Well, it’s true and I’ve wondered why. Madhavikutty has written a story based on the kitchen, I’ve heard. But other than that, there hasn’t been a mainstream work of art with the theme, I think. The reasons could be many. Things are a lot more difficult for a woman whatever the genre. It’s especially difficult in the film field, especially such a film for which you will never get a producer.

Almost every Malayali in and outside Kerala has watched this movie or heard of it. How does that make you feel as its director?
Well, it’s exciting, we never expected this kind of response. I’m getting a lot of messages, mostly from women viewers saying they’re left speechless after watching it, and that they see themselves on screen. There are also people asking me to make a movie on something else they wish to be addressed.

Did any man say they are going to do the housework from now on? Do you feel this film will bring about a change in gender discrimination in household chores?
There were a few but I don’t know how much they will in real. Perhaps there will be a change in some five houses. But that’s not how it should happen. Change should start from the school, from the conditioning of children. They should be taught that the kitchen is not just one person’s responsibility. I sincerely hope we will change over time even if slowly.
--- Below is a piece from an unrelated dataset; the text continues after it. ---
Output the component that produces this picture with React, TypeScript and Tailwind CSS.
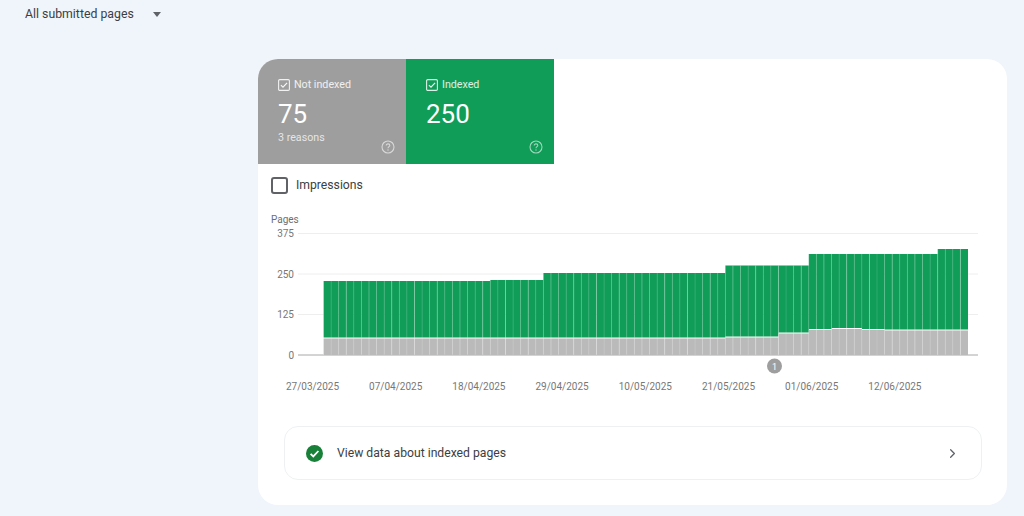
import React from "react";
import { ChevronRight } from "lucide-react";

// [bar count, top of bar in chart px]
const topRuns = [[22, 281], [7, 280], [24, 273], [11, 265.5], [17, 254], [4, 249]];
const grayRuns = [[53, 338], [7, 337], [4, 333], [3, 329.5], [4, 328.5], [3, 329.5], [11, 330]];

const expand = (runs: number[][]) => runs.flatMap(([n, v]) => Array<number>(n).fill(v));
const tops = expand(topRuns);
const grays = expand(grayRuns);

const barW = 644.5 / 85;

const yTicks = [
    { label: "375", y: 233.5 },
    { label: "250", y: 274 },
    { label: "125", y: 314.5 },
    { label: "0", y: 355 },
];

const dates = ["27/03/2025", "07/04/2025", "18/04/2025", "29/04/2025", "10/05/2025", "21/05/2025", "01/06/2025", "12/06/2025"];

function CheckBox() {
    return (
        <svg width="12" height="12" viewBox="0 0 12 12" fill="none" className="shrink-0">
            <rect x="0.6" y="0.6" width="10.8" height="10.8" rx="1.2" stroke="white" strokeOpacity="0.85" strokeWidth="1.1" />
            <path d="M2.9 6.1 5 8.2 9.1 3.9" stroke="white" strokeOpacity="0.9" strokeWidth="1.2" />
        </svg>
    );
}

function HelpIcon() {
    return (
        <svg width="14" height="14" viewBox="0 0 14 14" fill="none" className="absolute right-[11px] bottom-[10px]">
            <circle cx="7" cy="7" r="6" stroke="white" strokeOpacity="0.6" strokeWidth="1.1" />
            <path d="M5.2 5.6C5.2 4.5 6 3.9 7 3.9s1.8.6 1.8 1.5C8.8 6.7 7 6.7 7 8.3" stroke="white" strokeOpacity="0.6" strokeWidth="1.1" />
            <circle cx="7" cy="10" r="0.7" fill="white" fillOpacity="0.6" />
        </svg>
    );
}

function Tile({ label, value, sub, color }: { label: string; value: string; sub?: string; color: string }) {
    return (
        <div className={`relative w-[148px] h-full pl-5 pt-[19px] text-white ${color}`}>
            <div className="flex items-center gap-[4px] text-[10.7px] leading-[14px] text-white/85">
                <CheckBox />
                <span>{label}</span>
            </div>
            <div className="mt-[7px] text-[26px] leading-[30px] font-normal">{value}</div>
            {sub && <div className="mt-[2px] text-[10.7px] leading-[14px] text-white/75">{sub}</div>}
            <HelpIcon />
        </div>
    );
}

function Chart() {
    return (
        <svg width="749" height="192" viewBox="258 205 749 192" className="block" style={{ fontFamily: "Roboto, sans-serif" }}>
            <text x="271" y="222.5" fontSize="10" fill="#6b6f73">Pages</text>
            {yTicks.map((t) => (
                <g key={t.label}>
                    <text x="294" y={t.y + 3.5} fontSize="10" fill="#777" textAnchor="end">{t.label}</text>
                    {t.label !== "0" && <line x1="298" x2="978" y1={t.y} y2={t.y} stroke="#eeeeee" />}
                </g>
            ))}
            <line x1="298" x2="978" y1="355" y2="355" stroke="#a8a8a8" />
            {tops.map((top, i) => {
                const x = 323.5 + i * barW;
                return (
                    <g key={i}>
                        <rect x={x} y={top} width={barW} height={grays[i] - top - 0.5} fill="#0f9d58" />
                        <rect x={x} y={grays[i] + 0.5} width={barW} height={355 - grays[i] - 0.5} fill="#bababa" />
                        <line x1={x} x2={x} y1={top} y2={355} stroke="#ffffff" strokeOpacity={i % 3 === 0 ? 0.4 : 0.18} strokeWidth="0.7" />
                    </g>
                );
            })}
            <circle cx="774.5" cy="366" r="7.5" fill="#9e9e9e" />
            <text x="774.5" y="369.5" fontSize="9" fill="#fff" textAnchor="middle">1</text>
            {dates.map((d, i) => (
                <text key={d} x={312.5 + i * 83.2} y={390} fontSize="10" fill="#777" textAnchor="middle">{d}</text>
            ))}
        </svg>
    );
}

export default function App() {
    return (
        <div className="w-[1024px] h-[516px] overflow-hidden bg-[#f0f4fb] font-['Roboto',sans-serif] text-[#3c4043]">
            <div className="flex items-center h-[28px] pl-[25px]">
                <span className="text-[12.3px] text-[#3c4043] w-[128px]">All submitted pages</span>
                <span className="w-0 h-0 border-x-[4.5px] border-x-transparent border-t-[5px] border-t-[#5f6368]" />
            </div>

            <div className="ml-[258px] mt-[31px] w-[749px] h-[446px] rounded-[20px] bg-white overflow-hidden">
                <div className="flex h-[105px]">
                    <Tile label="Not indexed" value="75" sub="3 reasons" color="bg-[#9e9e9e]" />
                    <Tile label="Indexed" value="250" color="bg-[#0f9d58]" />
                </div>

                <div className="flex items-center h-[41px] pl-[13px] pt-[2px] gap-[8px]">
                    <span className="w-[17px] h-[17px] rounded-[3px] border-2 border-[#5f6368]" />
                    <span className="text-[12.2px] text-[#3c4043]">Impressions</span>
                </div>

                <Chart />

                <div className="flex items-center h-[54px] mx-[26px] mt-[29px] w-[698px] rounded-[14px] border border-[#eef0f2] pl-[21px] pr-[21px]">
                    <svg width="17" height="17" viewBox="0 0 17 17" className="shrink-0">
                        <circle cx="8.5" cy="8.5" r="8.5" fill="#188038" />
                        <path d="M4.6 8.8 7.3 11.4 12.4 6" fill="none" stroke="#fff" strokeWidth="1.8" />
                    </svg>
                    <span className="ml-[14px] text-[12.2px] text-[#3c4043]">View data about indexed pages</span>
                    <ChevronRight className="ml-auto text-[#5f6368]" size={15} strokeWidth={2} />
                </div>
            </div>
        </div>
    );
}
Have you thought about the next film? Where do you plan to release it?
The Great Indian Kitchen was rejected by mainstream OTT platforms as well as channels. It was the public who made it a success and it is only after the neestream release that the satellite rights were sold. I haven’t decided what my next film is going to be about but I wish to release it in a theatre. And if I have the choice, which I hope I will, I would definitely want to release it in neestream itself later on.